The areas are Garissa, Isiolo, Kwale, Lamu, Mandera, Marsabit, Samburu, Tana-River, Taita-Taveta, Turkana, Wajir and West-Pokot Counties.
Others are Baringo North, Tiaty East and West, and Marigat sub-counties in Baringo County; Mashuuru, Loitoktok and Kajiado West sub-counties in Kajiado County; Suba and Mbita sub-counties in Homa-Bay County; Magarini and Ganze sub-counties in Kilifi County; Mumoni, Mutito North and Tseikuru Sub-counties in Kitui County; and Narok South and North sub-counties in Narok County.
Some of these areas are characterized by insecurity whereby non-local teachers are a major target while other areas have faced bandits attack and tribal clashes, a situation that has led to a good number of teachers shunning away from administrative positions of Senior Teachers and Masters, Deputy Headtechers and Principals, and Headtechers and Principals.
In February 2020 for instance, the Commission transferred all non-local teachers in Garissa after targeted terror attacks, after dropping its hard stance that it won’t transfer the teachers following targeted terror attacks in the North Eastern region.
This is after over 500 teachers from North Eastern in early February last year camped at the TSC headquarters in Nairobi seeking an audience with commission’s boss Dr.
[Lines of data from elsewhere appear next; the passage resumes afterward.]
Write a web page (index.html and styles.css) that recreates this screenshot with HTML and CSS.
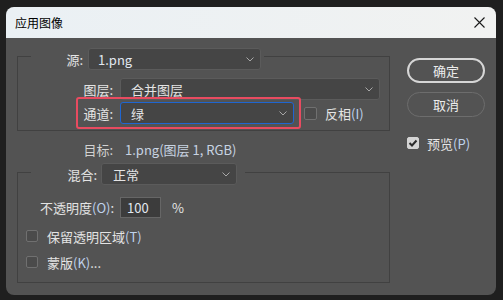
FILE: index.html
```html
<!DOCTYPE html>
<html lang="zh-CN">
<head>
  <meta charset="UTF-8">
  <title>应用图像</title>
  <link rel="stylesheet" href="styles.css">
</head>
<body>

<div class="window">
  <div class="titlebar">
    <span class="title">应用图像</span>
    <svg class="close" width="11" height="11" viewBox="0 0 11 11">
      <path d="M0.5 0.5 L10.5 10.5 M10.5 0.5 L0.5 10.5" stroke="#1a1a1a" stroke-width="1.1" fill="none"/>
    </svg>
  </div>

  <div class="content">
    <div class="left">
      <fieldset class="group group-source">
        <legend class="legend legend-source">
          <span class="lbl lbl-source">源:</span>
          <div class="dropdown dd-source">
            <span class="latin">1.png</span>
            <svg class="chev" width="8" height="5" viewBox="0 0 8 5"><path d="M0.5 0.5 L4 4 L7.5 0.5" stroke="#a8a8a8" fill="none"/></svg>
          </div>
        </legend>

        <div class="row">
          <span class="lbl lbl-row">图层:</span>
          <div class="dropdown dd-layer">
            <span>合并图层</span>
            <svg class="chev" width="8" height="5" viewBox="0 0 8 5"><path d="M0.5 0.5 L4 4 L7.5 0.5" stroke="#a8a8a8" fill="none"/></svg>
          </div>
        </div>

        <div class="row row-channel">
          <div class="highlight">
            <span class="lbl lbl-channel">通道:</span>
            <div class="dropdown dd-channel">
              <span>绿</span>
              <svg class="chev" width="8" height="5" viewBox="0 0 8 5"><path d="M0.5 0.5 L4 4 L7.5 0.5" stroke="#a8a8a8" fill="none"/></svg>
            </div>
          </div>
          <label class="check check-invert"><span class="box"></span>反相<span class="hk">(I)</span></label>
        </div>
      </fieldset>

      <div class="target">
        <span class="lbl lbl-target">目标:</span>
        <span class="target-value">1.png(图层 1, RGB)</span>
      </div>

      <fieldset class="group group-blend">
        <legend class="legend legend-blend">
          <span class="lbl lbl-blend">混合:</span>
          <div class="dropdown dd-blend">
            <span>正常</span>
            <svg class="chev" width="8" height="5" viewBox="0 0 8 5"><path d="M0.5 0.5 L4 4 L7.5 0.5" stroke="#a8a8a8" fill="none"/></svg>
          </div>
        </legend>

        <div class="opacity-row">
          <span class="lbl-opacity">不透明度<span class="hk">(O)</span>:</span>
          <div class="num-input latin">100</div>
          <span class="pct">%</span>
        </div>

        <label class="check check-row first"><span class="box"></span>保留透明区域<span class="hk">(T)</span></label>
        <label class="check check-row"><span class="box"></span>蒙版<span class="hk">(K)</span>...</label>
      </fieldset>
    </div>

    <div class="right">
      <button class="btn btn-primary">确定</button>
      <button class="btn">取消</button>
      <label class="check check-preview">
        <span class="box checked">
          <svg width="10" height="8" viewBox="0 0 10 8"><path d="M1.5 4 L4 6.5 L8.5 1.5" stroke="#2b2b2b" stroke-width="2" fill="none"/></svg>
        </span>预览<span class="hk">(P)</span>
      </label>
    </div>
  </div>
</div>

</body>
</html>
```

FILE: styles.css
```css
* {
  box-sizing: border-box;
}

body {
  margin: 0;
  background-color: #1f1f1f;
  font-family: "Noto Sans CJK SC", "Noto Sans", sans-serif;
  font-size: 13px;
  color: #e4e4e4;
}

.window {
  margin: 7px 0 0 6px;
  width: 490px;
  height: 288px;
  border-radius: 8px;
  overflow: hidden;
  background-color: #535353;
}

.titlebar {
  height: 31px;
  display: flex;
  align-items: center;
  justify-content: space-between;
  padding: 0 9px 0 9px;
  background: linear-gradient(90deg, #eaf0f4, #f1f2f1);
}

.title {
  font-size: 12px;
  color: #000;
}

.close {
  margin-right: 2px;
}

.content {
  display: flex;
  padding: 4px 0 0 11px;
}

.left {
  width: 373px;
}

/* group boxes */
.group {
  margin: 0;
  padding: 0;
  border: 1px solid #414141;
  min-width: 0;
}

.legend {
  display: flex;
  align-items: center;
  margin-left: 13px;
}

.legend-source {
  padding: 6px 3px 0 0;
}

.legend-blend {
  padding: 4px 8px 0 0;
}

.lbl {
  text-align: right;
  white-space: nowrap;
}

.lbl-source {
  width: 52px;
  margin-right: 5px;
}

.lbl-blend {
  width: 66px;
  margin-right: 4px;
}

.lbl-row {
  width: 95px;
  margin-right: 7px;
}

.lbl-channel {
  width: 35px;
  margin-right: 7px;
}

.dropdown {
  height: 22px;
  display: flex;
  align-items: center;
  justify-content: space-between;
  padding: 0 6px 0 9px;
  background-color: #454545;
  border: 1px solid #5b5b5b;
  border-radius: 3px;
}

.dd-source {
  width: 173px;
}

.dd-layer {
  width: 260px;
  padding-left: 10px;
}

.dd-channel {
  width: 174px;
  padding-left: 10px;
  border-color: #1f66d1;
}

.dd-blend {
  width: 136px;
  padding-left: 11px;
}

.row {
  display: flex;
  align-items: center;
  margin-top: 8px;
}

.group-source {
  padding-bottom: 1px;
}

.row-channel {
  margin-top: -3px;
}

.highlight {
  display: flex;
  align-items: center;
  margin-left: 58px;
  padding: 3px 5px 3px 0;
  border: 2px solid #e84b60;
  border-radius: 3px;
}

/* checkboxes */
.check {
  display: flex;
  align-items: center;
  white-space: nowrap;
}

.box {
  width: 12px;
  height: 12px;
  border: 1px solid #707070;
  border-radius: 2px;
  background-color: #4b4b4b;
  display: flex;
  align-items: center;
  justify-content: center;
}

.box.checked {
  background-color: #d4d4d4;
  border-color: #d4d4d4;
}

.check-invert {
  margin-left: 3px;
}

.check-invert .box {
  width: 13px;
  height: 13px;
  margin-right: 8px;
}

.hk {
  color: #bfd2ec;
}

.latin {
  color: #e2e8f0;
}

.target {
  display: flex;
  align-items: center;
  height: 18px;
  margin: 9px 0 1px 0;
}

.lbl-target {
  width: 96px;
  margin-right: 12px;
  color: #d2d2d2;
}

.target-value {
  color: #c8d3e2;
}

.group-blend {
  padding-bottom: 10px;
}

.opacity-row {
  display: flex;
  align-items: center;
  height: 21px;
  margin: 12px 0 0 22px;
}

.lbl-opacity {
  width: 80px;
  white-space: nowrap;
}

.num-input {
  width: 41px;
  height: 21px;
  padding-left: 6px;
  line-height: 19px;
  background-color: #3c3c3c;
  border: 1px solid #666;
}

.pct {
  margin-left: 11px;
}

.check-row {
  height: 20px;
  margin: 6px 0 0 8px;
}

.check-row.first {
  margin-top: 8px;
}

.check-row .box {
  margin-right: 9px;
}

/* right column */
.right {
  display: flex;
  flex-direction: column;
  margin: 16px 0 0 17px;
}

.btn {
  width: 78px;
  height: 25px;
  padding: 0;
  font-family: inherit;
  font-size: 13px;
  color: #ececec;
  background-color: #535353;
  border: 1px solid #6d6d6d;
  border-radius: 13px;
}

.btn-primary {
  border: 2px solid #d6d6d6;
}

.btn + .btn {
  margin-top: 9px;
}

.check-preview {
  height: 20px;
  margin-top: 16px;
}

.check-preview .box {
  margin-right: 8px;
}
```
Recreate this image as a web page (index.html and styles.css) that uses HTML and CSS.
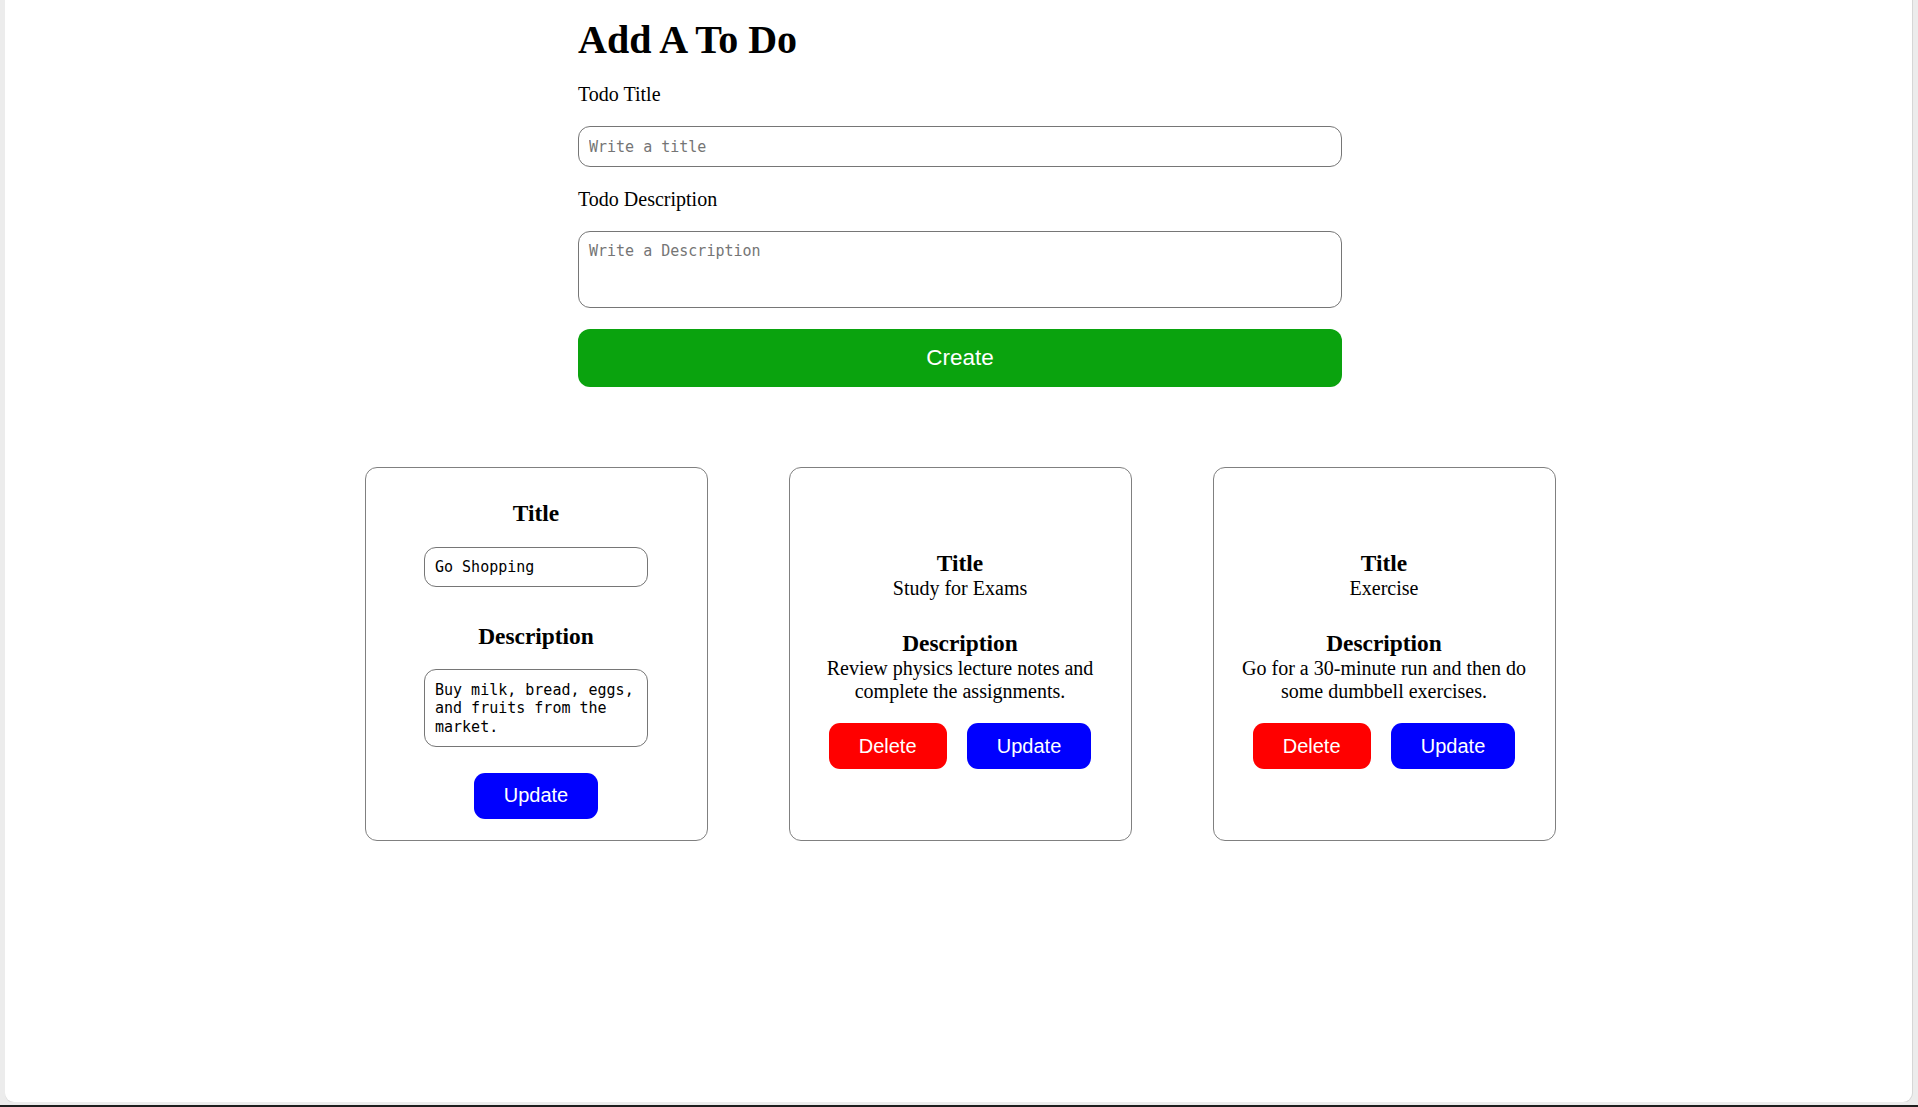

Nancy Macharia saying their lives were at risk.
The Commission in September this year advertised more than 1,200 promotional positions in the ASAL areas, with majority being Senior Master IV (178 posts), Senior Master III (105 posts), Senior Teacher II (299 posts), and Deputy Headtecher I (111 posts).
The new CBA further maintains that the hardship allowance will continue being paid to teachers assigned duties in designated (or gazetted) hardship areas.
According to the 2021-2025 CBA, besides the basic salary and other allowances, teachers serving in the hardship (ASAL) areas are entitled to a hardship allowance of between Sh 6, 600 on the lowest Grade which is B5 to Sh 38, 100 on the highest Grade which is D5.